→ **Dataset excerpt**
** start **
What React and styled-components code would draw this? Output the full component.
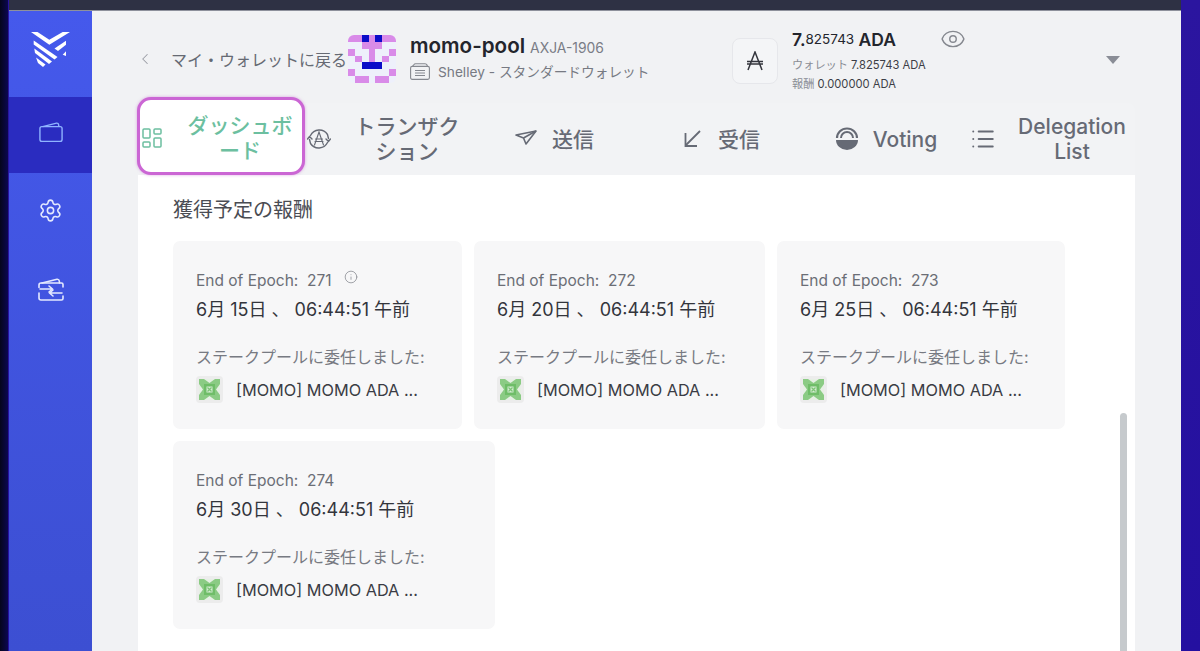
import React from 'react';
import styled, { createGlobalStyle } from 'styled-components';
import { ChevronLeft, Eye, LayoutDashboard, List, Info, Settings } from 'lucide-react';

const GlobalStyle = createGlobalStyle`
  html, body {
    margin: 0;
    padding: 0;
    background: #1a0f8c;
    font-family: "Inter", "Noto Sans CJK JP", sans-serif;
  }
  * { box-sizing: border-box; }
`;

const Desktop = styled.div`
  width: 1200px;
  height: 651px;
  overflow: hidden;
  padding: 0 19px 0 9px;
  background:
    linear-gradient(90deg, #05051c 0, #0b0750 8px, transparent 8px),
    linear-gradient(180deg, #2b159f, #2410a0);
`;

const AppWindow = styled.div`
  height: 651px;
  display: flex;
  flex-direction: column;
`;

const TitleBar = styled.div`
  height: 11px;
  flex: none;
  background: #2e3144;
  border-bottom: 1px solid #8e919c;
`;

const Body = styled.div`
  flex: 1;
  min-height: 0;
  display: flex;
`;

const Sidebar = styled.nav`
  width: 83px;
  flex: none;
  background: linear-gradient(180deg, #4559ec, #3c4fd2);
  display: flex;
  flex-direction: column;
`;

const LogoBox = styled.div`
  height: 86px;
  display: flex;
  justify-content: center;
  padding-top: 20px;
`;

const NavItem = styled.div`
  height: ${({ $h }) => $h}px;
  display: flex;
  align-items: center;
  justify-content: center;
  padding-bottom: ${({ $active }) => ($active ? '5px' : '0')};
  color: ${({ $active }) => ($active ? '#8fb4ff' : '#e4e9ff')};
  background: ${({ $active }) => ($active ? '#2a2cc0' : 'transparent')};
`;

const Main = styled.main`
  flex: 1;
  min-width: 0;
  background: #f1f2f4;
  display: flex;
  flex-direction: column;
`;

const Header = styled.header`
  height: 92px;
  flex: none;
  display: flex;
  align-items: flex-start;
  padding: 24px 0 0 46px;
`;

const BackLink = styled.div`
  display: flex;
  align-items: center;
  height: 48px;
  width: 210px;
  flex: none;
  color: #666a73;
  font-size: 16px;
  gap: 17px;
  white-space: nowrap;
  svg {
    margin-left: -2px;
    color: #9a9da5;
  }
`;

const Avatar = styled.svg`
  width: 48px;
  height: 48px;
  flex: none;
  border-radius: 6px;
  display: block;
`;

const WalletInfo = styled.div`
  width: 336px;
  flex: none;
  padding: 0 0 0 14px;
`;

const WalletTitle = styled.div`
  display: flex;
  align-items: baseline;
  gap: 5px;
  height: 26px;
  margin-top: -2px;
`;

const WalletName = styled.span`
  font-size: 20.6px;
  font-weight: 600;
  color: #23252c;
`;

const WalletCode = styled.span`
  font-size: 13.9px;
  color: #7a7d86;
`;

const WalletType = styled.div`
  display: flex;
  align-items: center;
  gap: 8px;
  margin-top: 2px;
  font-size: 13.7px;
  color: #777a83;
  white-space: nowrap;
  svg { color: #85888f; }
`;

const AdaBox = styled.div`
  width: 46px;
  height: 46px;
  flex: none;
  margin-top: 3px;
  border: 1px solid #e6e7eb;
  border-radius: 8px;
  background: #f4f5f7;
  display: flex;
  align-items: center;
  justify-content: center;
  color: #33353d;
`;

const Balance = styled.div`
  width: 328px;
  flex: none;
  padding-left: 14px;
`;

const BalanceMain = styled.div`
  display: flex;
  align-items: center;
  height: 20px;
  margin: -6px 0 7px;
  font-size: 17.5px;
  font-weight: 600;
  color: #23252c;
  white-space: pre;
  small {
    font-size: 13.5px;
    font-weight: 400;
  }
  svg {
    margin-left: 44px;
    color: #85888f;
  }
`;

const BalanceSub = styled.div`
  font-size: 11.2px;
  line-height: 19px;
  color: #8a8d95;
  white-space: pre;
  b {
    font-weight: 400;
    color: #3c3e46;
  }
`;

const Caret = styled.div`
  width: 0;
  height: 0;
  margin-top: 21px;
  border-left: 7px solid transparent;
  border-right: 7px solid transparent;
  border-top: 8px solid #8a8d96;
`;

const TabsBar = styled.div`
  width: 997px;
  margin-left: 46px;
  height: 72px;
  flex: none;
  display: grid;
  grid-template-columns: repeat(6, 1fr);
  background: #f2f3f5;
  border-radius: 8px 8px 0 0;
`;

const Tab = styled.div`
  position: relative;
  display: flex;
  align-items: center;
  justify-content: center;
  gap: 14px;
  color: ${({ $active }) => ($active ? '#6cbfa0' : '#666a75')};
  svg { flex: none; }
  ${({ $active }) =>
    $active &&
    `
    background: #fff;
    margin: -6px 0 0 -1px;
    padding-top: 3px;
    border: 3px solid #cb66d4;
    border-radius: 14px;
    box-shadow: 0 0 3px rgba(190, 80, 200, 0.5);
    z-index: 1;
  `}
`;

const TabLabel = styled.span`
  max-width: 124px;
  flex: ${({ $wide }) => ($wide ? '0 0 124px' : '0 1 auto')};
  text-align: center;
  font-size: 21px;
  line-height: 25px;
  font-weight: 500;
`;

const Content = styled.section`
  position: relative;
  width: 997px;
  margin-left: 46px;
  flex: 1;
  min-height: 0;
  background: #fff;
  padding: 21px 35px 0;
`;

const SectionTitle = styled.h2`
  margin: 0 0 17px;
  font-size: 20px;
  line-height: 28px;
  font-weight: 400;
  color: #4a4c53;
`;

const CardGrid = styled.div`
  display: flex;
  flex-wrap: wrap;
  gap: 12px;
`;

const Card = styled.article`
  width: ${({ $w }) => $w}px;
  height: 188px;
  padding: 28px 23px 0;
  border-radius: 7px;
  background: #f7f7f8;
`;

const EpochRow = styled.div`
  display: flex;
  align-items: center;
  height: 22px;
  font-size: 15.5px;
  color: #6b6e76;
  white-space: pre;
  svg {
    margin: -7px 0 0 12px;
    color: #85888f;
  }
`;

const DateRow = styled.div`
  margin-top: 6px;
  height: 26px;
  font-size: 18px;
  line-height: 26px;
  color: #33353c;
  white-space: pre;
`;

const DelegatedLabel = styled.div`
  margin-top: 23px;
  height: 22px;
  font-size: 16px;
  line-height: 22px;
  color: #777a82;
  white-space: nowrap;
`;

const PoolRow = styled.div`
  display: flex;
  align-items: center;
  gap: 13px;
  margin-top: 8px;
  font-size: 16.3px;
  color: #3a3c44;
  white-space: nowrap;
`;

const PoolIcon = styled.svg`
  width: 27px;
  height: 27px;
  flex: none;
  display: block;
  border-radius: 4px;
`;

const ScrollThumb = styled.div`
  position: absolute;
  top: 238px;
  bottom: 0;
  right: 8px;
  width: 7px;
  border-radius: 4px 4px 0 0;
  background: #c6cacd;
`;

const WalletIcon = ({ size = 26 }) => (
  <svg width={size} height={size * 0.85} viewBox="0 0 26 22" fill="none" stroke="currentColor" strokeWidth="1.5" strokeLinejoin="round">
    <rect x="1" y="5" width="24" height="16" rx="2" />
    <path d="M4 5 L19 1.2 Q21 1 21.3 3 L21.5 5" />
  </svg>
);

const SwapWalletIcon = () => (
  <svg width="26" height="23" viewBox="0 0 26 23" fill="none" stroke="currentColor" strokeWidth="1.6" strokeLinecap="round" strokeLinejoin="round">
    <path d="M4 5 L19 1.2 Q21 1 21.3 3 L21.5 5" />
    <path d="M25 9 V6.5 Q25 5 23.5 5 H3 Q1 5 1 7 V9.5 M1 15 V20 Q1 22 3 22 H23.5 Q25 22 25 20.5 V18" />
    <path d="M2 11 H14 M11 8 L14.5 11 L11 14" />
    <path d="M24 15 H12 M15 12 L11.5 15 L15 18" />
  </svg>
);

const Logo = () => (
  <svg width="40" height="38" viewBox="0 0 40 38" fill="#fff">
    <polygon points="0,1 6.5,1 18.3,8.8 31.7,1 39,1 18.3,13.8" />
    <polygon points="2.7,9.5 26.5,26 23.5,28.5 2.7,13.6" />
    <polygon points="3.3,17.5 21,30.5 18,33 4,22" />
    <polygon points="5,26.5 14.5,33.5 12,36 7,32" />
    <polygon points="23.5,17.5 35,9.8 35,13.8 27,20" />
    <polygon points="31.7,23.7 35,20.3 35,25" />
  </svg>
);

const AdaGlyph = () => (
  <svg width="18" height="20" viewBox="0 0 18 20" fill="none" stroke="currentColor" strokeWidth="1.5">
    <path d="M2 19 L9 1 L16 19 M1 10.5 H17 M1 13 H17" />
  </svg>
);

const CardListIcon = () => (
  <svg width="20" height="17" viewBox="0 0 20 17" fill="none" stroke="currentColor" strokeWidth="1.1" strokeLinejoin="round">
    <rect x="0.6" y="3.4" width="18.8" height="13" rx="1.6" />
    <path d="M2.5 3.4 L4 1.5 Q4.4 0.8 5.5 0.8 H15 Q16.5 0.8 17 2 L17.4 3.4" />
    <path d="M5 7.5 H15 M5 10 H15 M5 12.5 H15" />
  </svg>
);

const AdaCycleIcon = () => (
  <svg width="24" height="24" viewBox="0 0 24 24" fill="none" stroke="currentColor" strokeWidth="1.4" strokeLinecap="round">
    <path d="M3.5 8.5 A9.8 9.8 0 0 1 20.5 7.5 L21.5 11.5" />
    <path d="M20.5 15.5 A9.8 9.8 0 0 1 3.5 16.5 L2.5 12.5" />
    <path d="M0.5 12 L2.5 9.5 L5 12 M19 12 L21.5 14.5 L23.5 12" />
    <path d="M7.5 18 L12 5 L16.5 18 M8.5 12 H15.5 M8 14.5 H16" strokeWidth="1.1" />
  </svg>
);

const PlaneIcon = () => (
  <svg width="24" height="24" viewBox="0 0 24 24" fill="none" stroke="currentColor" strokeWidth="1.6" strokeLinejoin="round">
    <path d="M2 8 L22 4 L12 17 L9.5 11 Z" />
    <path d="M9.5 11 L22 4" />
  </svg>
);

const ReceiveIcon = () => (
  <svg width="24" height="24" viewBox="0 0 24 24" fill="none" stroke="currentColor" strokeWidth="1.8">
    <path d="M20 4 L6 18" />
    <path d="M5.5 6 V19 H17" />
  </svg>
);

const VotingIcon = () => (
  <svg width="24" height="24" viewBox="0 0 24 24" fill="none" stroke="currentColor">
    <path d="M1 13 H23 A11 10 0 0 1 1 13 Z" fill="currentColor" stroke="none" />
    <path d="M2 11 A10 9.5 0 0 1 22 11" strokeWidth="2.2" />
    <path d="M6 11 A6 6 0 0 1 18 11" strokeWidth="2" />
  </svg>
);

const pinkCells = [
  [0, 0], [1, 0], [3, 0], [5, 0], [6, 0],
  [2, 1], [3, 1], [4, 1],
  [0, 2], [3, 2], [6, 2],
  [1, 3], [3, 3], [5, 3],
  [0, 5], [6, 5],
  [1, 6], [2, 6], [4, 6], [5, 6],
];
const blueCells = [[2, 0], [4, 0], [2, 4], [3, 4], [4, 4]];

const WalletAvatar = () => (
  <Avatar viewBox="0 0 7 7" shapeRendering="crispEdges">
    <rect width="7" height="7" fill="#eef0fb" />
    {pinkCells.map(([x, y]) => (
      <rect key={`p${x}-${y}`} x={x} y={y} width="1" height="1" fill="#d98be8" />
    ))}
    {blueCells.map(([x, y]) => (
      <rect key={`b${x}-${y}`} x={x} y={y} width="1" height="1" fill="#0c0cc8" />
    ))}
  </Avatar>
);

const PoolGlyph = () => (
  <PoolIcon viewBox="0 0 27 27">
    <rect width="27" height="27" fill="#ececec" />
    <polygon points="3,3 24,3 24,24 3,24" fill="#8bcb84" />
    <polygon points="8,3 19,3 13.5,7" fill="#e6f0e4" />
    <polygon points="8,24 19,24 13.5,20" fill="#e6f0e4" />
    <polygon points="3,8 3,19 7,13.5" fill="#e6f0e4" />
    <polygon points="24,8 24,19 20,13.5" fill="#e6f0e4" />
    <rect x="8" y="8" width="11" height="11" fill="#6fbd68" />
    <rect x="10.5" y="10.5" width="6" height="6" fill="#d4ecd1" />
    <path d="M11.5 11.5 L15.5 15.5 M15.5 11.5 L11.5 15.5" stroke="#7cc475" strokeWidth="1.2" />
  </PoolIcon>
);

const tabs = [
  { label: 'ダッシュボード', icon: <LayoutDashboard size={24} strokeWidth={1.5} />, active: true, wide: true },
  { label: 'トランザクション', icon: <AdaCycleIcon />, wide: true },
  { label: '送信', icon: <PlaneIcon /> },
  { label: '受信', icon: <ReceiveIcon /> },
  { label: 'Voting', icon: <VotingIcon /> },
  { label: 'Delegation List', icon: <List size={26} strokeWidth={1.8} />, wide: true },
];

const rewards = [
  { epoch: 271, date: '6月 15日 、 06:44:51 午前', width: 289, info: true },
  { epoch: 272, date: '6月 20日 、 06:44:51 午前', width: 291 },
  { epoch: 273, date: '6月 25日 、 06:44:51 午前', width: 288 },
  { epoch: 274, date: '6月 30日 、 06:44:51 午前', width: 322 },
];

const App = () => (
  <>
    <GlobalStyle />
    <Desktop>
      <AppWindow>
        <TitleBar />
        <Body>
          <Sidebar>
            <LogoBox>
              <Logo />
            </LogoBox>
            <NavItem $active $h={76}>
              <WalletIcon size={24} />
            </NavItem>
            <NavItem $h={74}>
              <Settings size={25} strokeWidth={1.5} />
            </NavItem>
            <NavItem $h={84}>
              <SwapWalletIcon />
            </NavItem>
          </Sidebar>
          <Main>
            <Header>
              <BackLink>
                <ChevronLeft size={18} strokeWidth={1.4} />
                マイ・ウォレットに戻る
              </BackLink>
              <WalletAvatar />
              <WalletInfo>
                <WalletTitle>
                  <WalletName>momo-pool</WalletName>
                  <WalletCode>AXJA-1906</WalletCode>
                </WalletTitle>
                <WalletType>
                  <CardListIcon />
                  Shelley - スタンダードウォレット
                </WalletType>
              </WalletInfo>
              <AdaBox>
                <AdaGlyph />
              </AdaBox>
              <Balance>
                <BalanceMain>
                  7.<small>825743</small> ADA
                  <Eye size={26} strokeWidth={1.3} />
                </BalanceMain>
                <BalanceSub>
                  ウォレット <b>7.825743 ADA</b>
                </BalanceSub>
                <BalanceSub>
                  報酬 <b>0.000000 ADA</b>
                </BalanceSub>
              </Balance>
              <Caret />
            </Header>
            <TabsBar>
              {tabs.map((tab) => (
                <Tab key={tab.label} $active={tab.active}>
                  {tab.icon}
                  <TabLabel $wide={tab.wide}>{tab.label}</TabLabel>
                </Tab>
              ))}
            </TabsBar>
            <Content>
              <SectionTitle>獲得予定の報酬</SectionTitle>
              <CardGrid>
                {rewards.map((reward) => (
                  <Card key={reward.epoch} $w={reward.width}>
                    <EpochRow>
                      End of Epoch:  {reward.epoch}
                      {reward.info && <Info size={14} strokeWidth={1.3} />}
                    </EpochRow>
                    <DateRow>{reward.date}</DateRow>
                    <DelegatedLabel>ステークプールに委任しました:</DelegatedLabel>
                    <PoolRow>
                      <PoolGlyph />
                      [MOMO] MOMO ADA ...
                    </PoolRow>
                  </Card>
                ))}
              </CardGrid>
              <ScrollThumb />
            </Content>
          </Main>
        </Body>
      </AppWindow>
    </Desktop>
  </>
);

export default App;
** end **
Report every line in the data above in which the word "components" appears.

What React and styled-components code would draw this? Output the full component.
import styled, { createGlobalStyle } from 'styled-components';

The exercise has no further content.